* Given task: Quote the whole listing word for word. Do not include the pictures.

* Begin Record list *

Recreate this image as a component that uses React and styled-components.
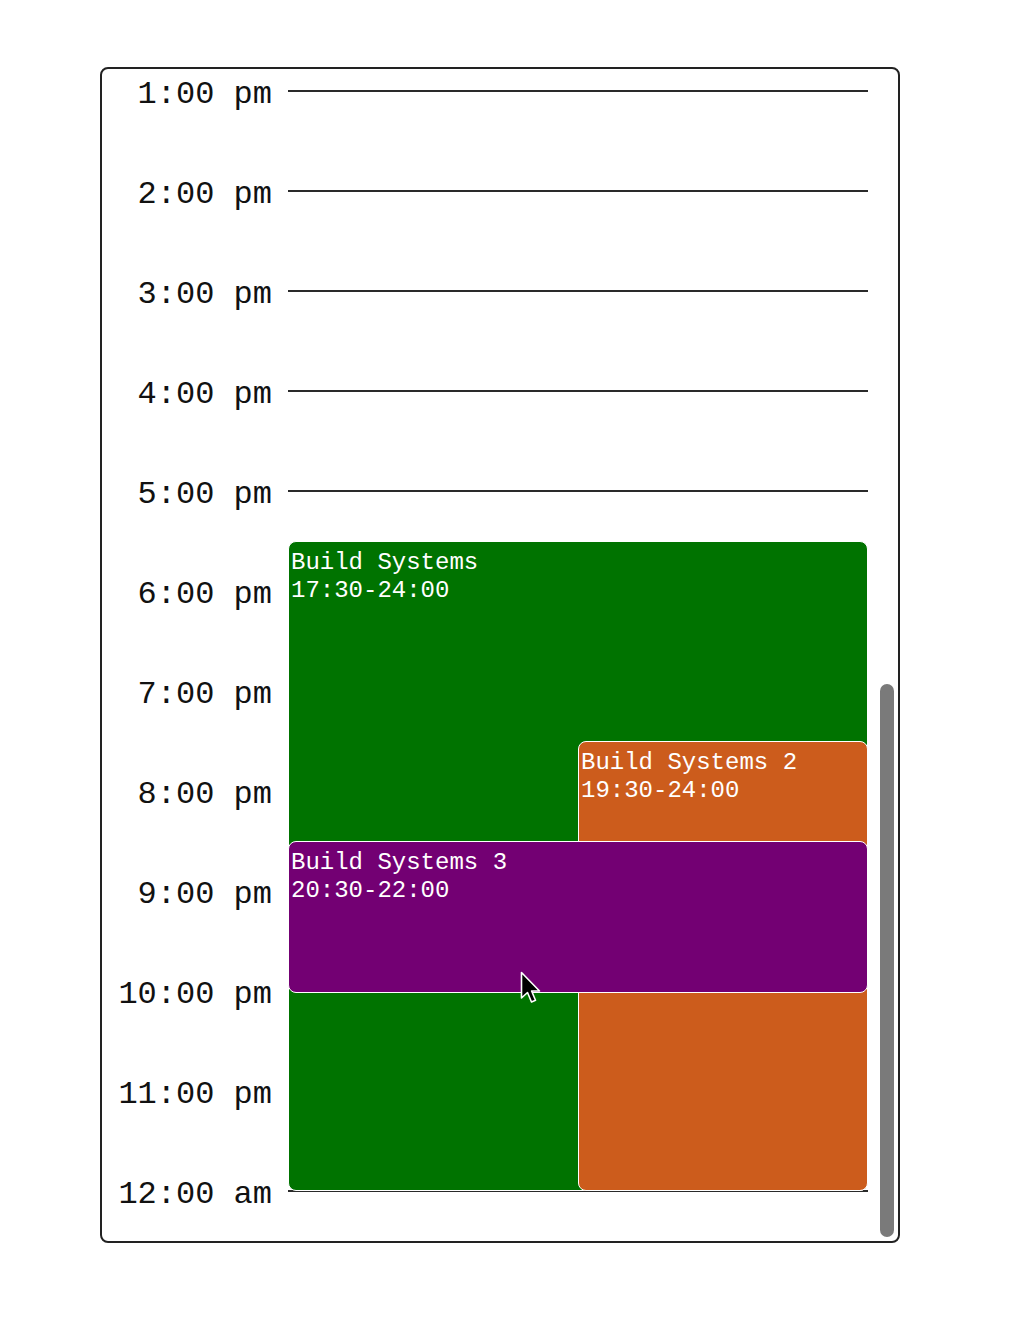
import React, { useLayoutEffect, useRef } from "react";
import styled, { createGlobalStyle } from "styled-components";

const Global = createGlobalStyle`
  html, body { margin: 0; padding: 0; background: #ffffff; }
  body { font-family: "Liberation Mono", "DejaVu Sans Mono", monospace; }
`;

const Page = styled.div`
  position: relative;
  width: 1014px;
  height: 1338px;
  padding: 67px 0 0 100px;
  box-sizing: border-box;
`;

const Frame = styled.div`
  position: relative;
  width: 800px;
  height: 1176px;
  box-sizing: border-box;
  border: 2px solid #222;
  border-radius: 8px;
  overflow: hidden;
`;

const Scroller = styled.div`
  height: 100%;
  overflow-y: scroll;
  scrollbar-width: none;
  &::-webkit-scrollbar { display: none; }
`;

const ScrollThumb = styled.div`
  position: absolute;
  right: 4px;
  bottom: 4px;
  width: 14px;
  height: 553px;
  border-radius: 7px;
  background: #7a7a7a;
`;

const Timeline = styled.div`
  position: relative;
  padding-right: 30px;
`;

const Row = styled.div`
  display: flex;
  align-items: center;
  height: 100px;
`;

const Label = styled.div`
  width: 170px;
  margin-right: 16px;
  text-align: right;
  font-size: 32px;
  line-height: 1;
  padding-top: 7px;
  color: #111;
  white-space: pre;
`;

const Line = styled.div`
  flex: 1;
  height: 2px;
  background: #2a2a2a;
`;

const EventLayer = styled.div`
  position: absolute;
  top: 0;
  bottom: 0;
  left: 186px;
  right: 30px;
`;

const Event = styled.div`
  position: absolute;
  box-sizing: border-box;
  background: ${(p) => p.$color};
  border: 1.5px solid #ffffff;
  border-radius: 8px;
  color: #ffffff;
  font-size: 24px;
  line-height: 28px;
  padding: 7px 2px 5px;
  white-space: pre;
  overflow: hidden;
`;

const Cursor = styled.svg`
  position: absolute;
  left: 520px;
  top: 971px;
  pointer-events: none;
`;

const hours = Array.from({ length: 25 }, (_, i) => {
  const h = i % 12 === 0 ? 12 : i % 12;
  const suffix = i < 12 || i === 24 ? "am" : "pm";
  return `${h}:00 ${suffix}`;
});

const events = [
  { title: "Build Systems", start: 17.5, end: 24, range: "17:30-24:00", color: "#007300", left: 0, width: 100, extra: 0 },
  { title: "Build Systems 2", start: 19.5, end: 24, range: "19:30-24:00", color: "#cc5c1c", left: 50, width: 50, extra: 0 },
  { title: "Build Systems 3", start: 20.5, end: 22, range: "20:30-22:00", color: "#730073", left: 0, width: 100, extra: 2 },
];

export default function App() {
  const ref = useRef(null);
  useLayoutEffect(() => {
    if (ref.current) ref.current.scrollTop = ref.current.scrollHeight;
  }, []);
  return (
    <Page>
      <Global />
      <Frame>
        <Scroller ref={ref}>
          <Timeline>
            {hours.map((h, i) => (
              <Row key={i}>
                <Label>{h}</Label>
                <Line />
              </Row>
            ))}
            <EventLayer>
              {events.map((e) => (
                <Event
                  key={e.title}
                  $color={e.color}
                  style={{
                    top: 50 + e.start * 100,
                    height: (e.end - e.start) * 100 + e.extra,
                    left: `${e.left}%`,
                    width: `${e.width}%`,
                  }}
                >
                  {e.title}
                  {"\n"}
                  {e.range}
                </Event>
              ))}
            </EventLayer>
          </Timeline>
        </Scroller>
        <ScrollThumb />
      </Frame>
      <Cursor width="24" height="36" viewBox="0 0 24 36">
        <path
          d="M1.5 1.5 L1.5 27 L7.5 21.5 L11.5 31 L15.5 29.3 L11.6 20 L19.5 20 Z"
          fill="#000"
          stroke="#fff"
          strokeWidth="1.6"
          strokeLinejoin="round"
        />
      </Cursor>
    </Page>
  );
}
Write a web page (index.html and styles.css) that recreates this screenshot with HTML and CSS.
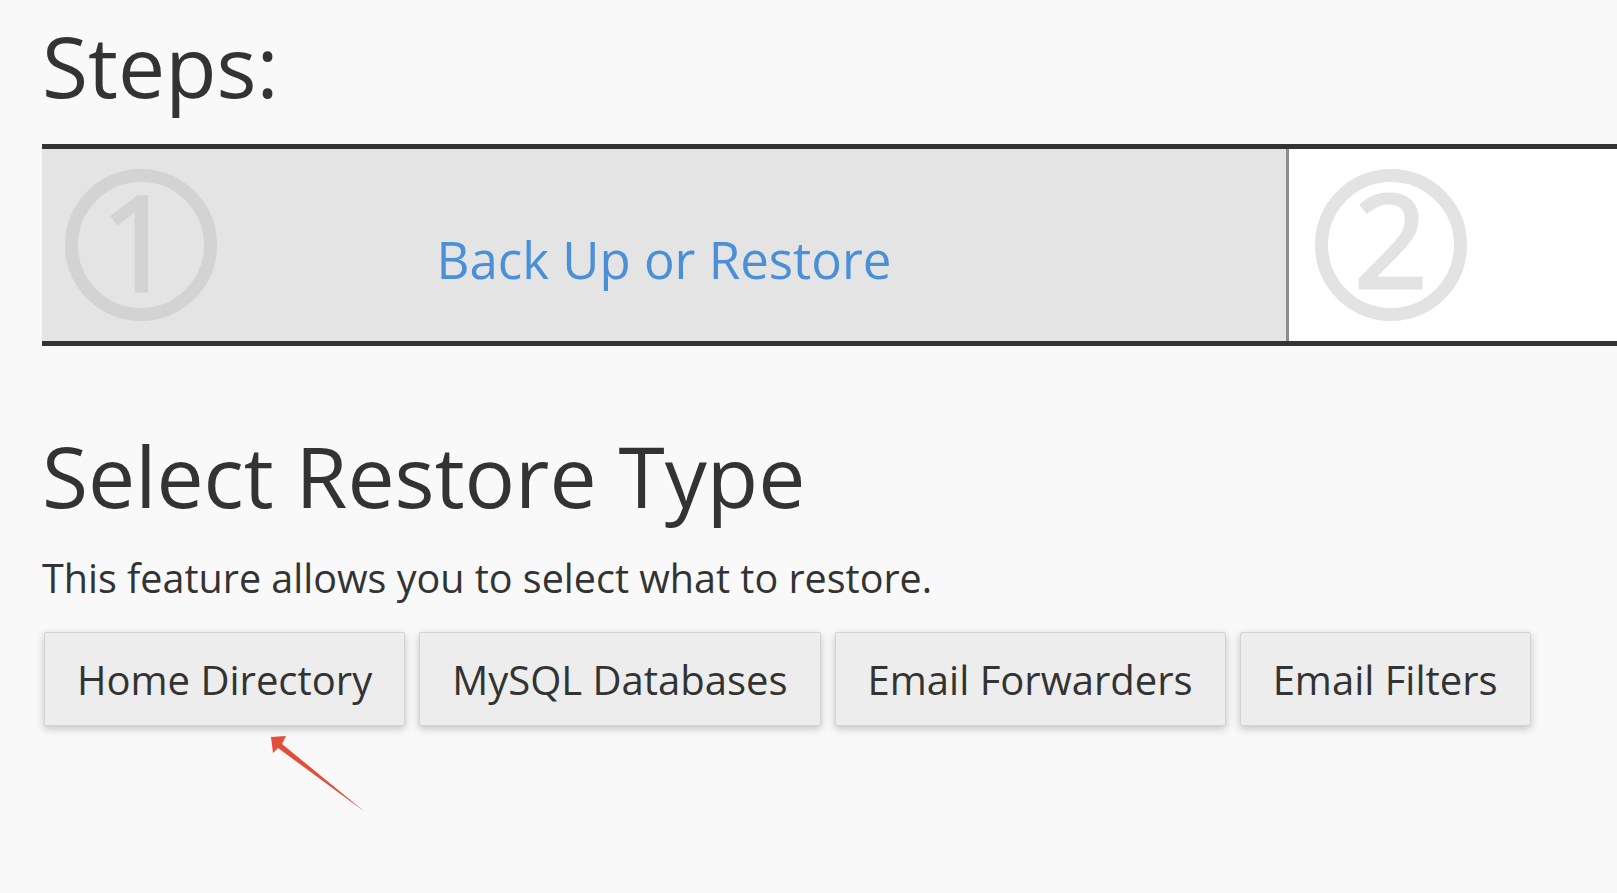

* End Record list *

* Written solution:
Recreate this image as a component that uses React and styled-components.
import React, { useLayoutEffect, useRef } from "react";
import styled, { createGlobalStyle } from "styled-components";

const Global = createGlobalStyle`
  html, body { margin: 0; padding: 0; background: #ffffff; }
  body { font-family: "Liberation Mono", "DejaVu Sans Mono", monospace; }
`;

const Page = styled.div`
  position: relative;
  width: 1014px;
  height: 1338px;
  padding: 67px 0 0 100px;
  box-sizing: border-box;
`;

const Frame = styled.div`
  position: relative;
  width: 800px;
  height: 1176px;
  box-sizing: border-box;
  border: 2px solid #222;
  border-radius: 8px;
  overflow: hidden;
`;

const Scroller = styled.div`
  height: 100%;
  overflow-y: scroll;
  scrollbar-width: none;
  &::-webkit-scrollbar { display: none; }
`;

const ScrollThumb = styled.div`
  position: absolute;
  right: 4px;
  bottom: 4px;
  width: 14px;
  height: 553px;
  border-radius: 7px;
  background: #7a7a7a;
`;

const Timeline = styled.div`
  position: relative;
  padding-right: 30px;
`;

const Row = styled.div`
  display: flex;
  align-items: center;
  height: 100px;
`;

const Label = styled.div`
  width: 170px;
  margin-right: 16px;
  text-align: right;
  font-size: 32px;
  line-height: 1;
  padding-top: 7px;
  color: #111;
  white-space: pre;
`;

const Line = styled.div`
  flex: 1;
  height: 2px;
  background: #2a2a2a;
`;

const EventLayer = styled.div`
  position: absolute;
  top: 0;
  bottom: 0;
  left: 186px;
  right: 30px;
`;

const Event = styled.div`
  position: absolute;
  box-sizing: border-box;
  background: ${(p) => p.$color};
  border: 1.5px solid #ffffff;
  border-radius: 8px;
  color: #ffffff;
  font-size: 24px;
  line-height: 28px;
  padding: 7px 2px 5px;
  white-space: pre;
  overflow: hidden;
`;

const Cursor = styled.svg`
  position: absolute;
  left: 520px;
  top: 971px;
  pointer-events: none;
`;

const hours = Array.from({ length: 25 }, (_, i) => {
  const h = i % 12 === 0 ? 12 : i % 12;
  const suffix = i < 12 || i === 24 ? "am" : "pm";
  return `${h}:00 ${suffix}`;
});

const events = [
  { title: "Build Systems", start: 17.5, end: 24, range: "17:30-24:00", color: "#007300", left: 0, width: 100, extra: 0 },
  { title: "Build Systems 2", start: 19.5, end: 24, range: "19:30-24:00", color: "#cc5c1c", left: 50, width: 50, extra: 0 },
  { title: "Build Systems 3", start: 20.5, end: 22, range: "20:30-22:00", color: "#730073", left: 0, width: 100, extra: 2 },
];

export default function App() {
  const ref = useRef(null);
  useLayoutEffect(() => {
    if (ref.current) ref.current.scrollTop = ref.current.scrollHeight;
  }, []);
  return (
    <Page>
      <Global />
      <Frame>
        <Scroller ref={ref}>
          <Timeline>
            {hours.map((h, i) => (
              <Row key={i}>
                <Label>{h}</Label>
                <Line />
              </Row>
            ))}
            <EventLayer>
              {events.map((e) => (
                <Event
                  key={e.title}
                  $color={e.color}
                  style={{
                    top: 50 + e.start * 100,
                    height: (e.end - e.start) * 100 + e.extra,
                    left: `${e.left}%`,
                    width: `${e.width}%`,
                  }}
                >
                  {e.title}
                  {"\n"}
                  {e.range}
                </Event>
              ))}
            </EventLayer>
          </Timeline>
        </Scroller>
        <ScrollThumb />
      </Frame>
      <Cursor width="24" height="36" viewBox="0 0 24 36">
        <path
          d="M1.5 1.5 L1.5 27 L7.5 21.5 L11.5 31 L15.5 29.3 L11.6 20 L19.5 20 Z"
          fill="#000"
          stroke="#fff"
          strokeWidth="1.6"
          strokeLinejoin="round"
        />
      </Cursor>
    </Page>
  );
}
Write a web page (index.html and styles.css) that recreates this screenshot with HTML and CSS.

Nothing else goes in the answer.